Another recycler is looking to put together pilot programs with grocery chains to augment its current supply of material, and another recycling said that it is working to copy the success of Dart in recycling PS food-service material from school districts.
Industrial recycler Coll Materials Exchange LLC in Zanesville, Ohio, is looking to expand regionally to be closer to supply sources. It already has a second plant in Waco, Texas, and is looking to locate a plant in the Pacific Northwest.
That's an approach one of the industry's largest industrial recyclers, Maine Plastics Inc. — which reprocessed 150.5 million pounds of plastic in 2011 — began to use four years ago, growing from three plants to nine to boost its sources of supply.
“Freight costs have skyrocketed and people want to do business with a nearby location. That has helped those plants tremendously,” said Maine Plastics CEO David Kaplan.
In addition, Kaplan said, “our suppliers are looking for more creative ways to use their byproducts and put them back into their own products.”
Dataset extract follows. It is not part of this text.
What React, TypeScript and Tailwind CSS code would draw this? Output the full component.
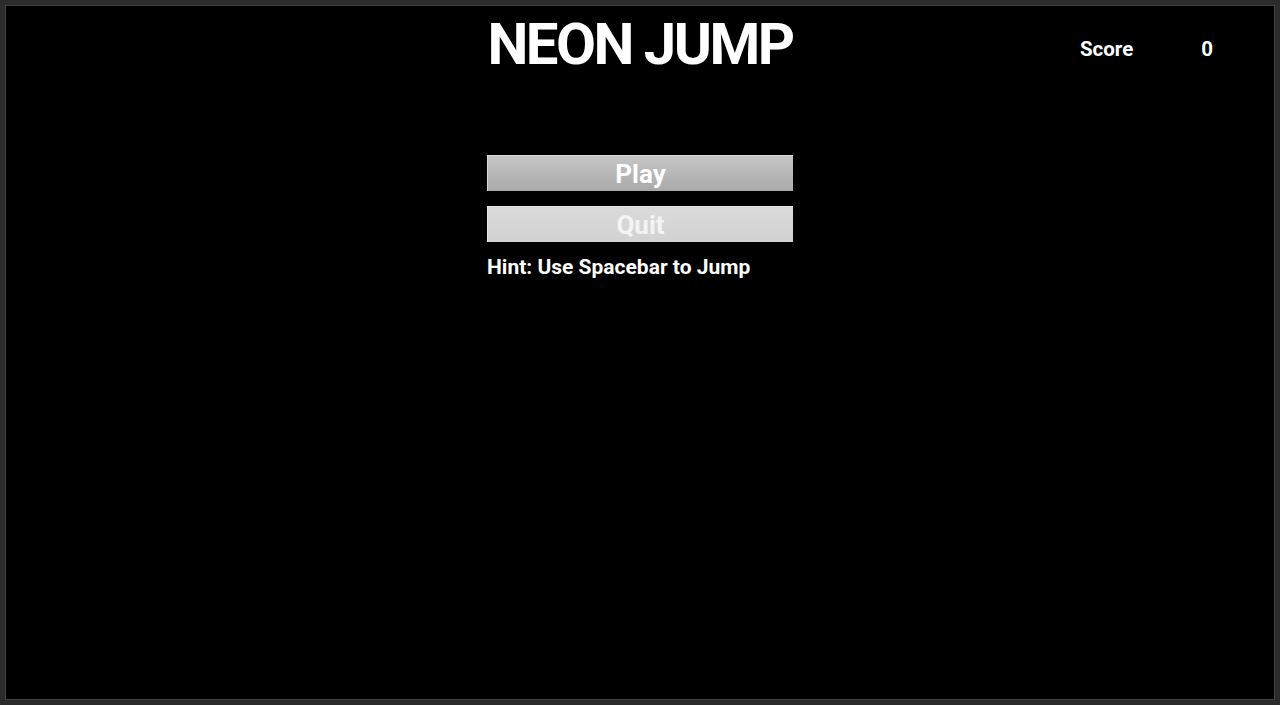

“So we have set up programs to take in their scrap, grind it, test it and change it into a pellet.”
In some cases, Maine Plastics has taken ownership of the in-plant recycling of its suppliers or set up its own recycling operations in a supplier's plant, said President David Spitulnik.
“More people are trying to recycle, and our other business, A Greener Solution, is helping people figure out how to more effectively capture their production scrap so they can recycle it,” said Spitulnik.
“We have a number of plants that are our processing partners,” said Robert Render, CEO of A Greener Solution, and vice president and past president of Maine Plastics, both based in Zion, Ill.
“We get them to let us process there,” he said. “We have up to a half-dozen suppliers where we provide the equipment so that when it leaves the plant, the loads are full.”
Typically, Maine Plastics “reorganizes and updates” the supplier's process, said Render. “One company was feeding its grinders by hand. We put conveyers on the line and can feed the machine five times more material. We are also able to spend more time sorting it to make it more valuable.”
The trend of processing at a supplier's plant is going to grow, said Render.
“We have more and more companies approaching us and saying that they will sell us their scrap material, but that they want us to process it in their plant,” he said.
In addition, Maine Plastics is setting up some pilot programs in the Southwest that it may do with third parties, instead of by itself, said Spitulnik. “It seems as soon as we have new process capability to grow volume, more folks are looking to recycle.”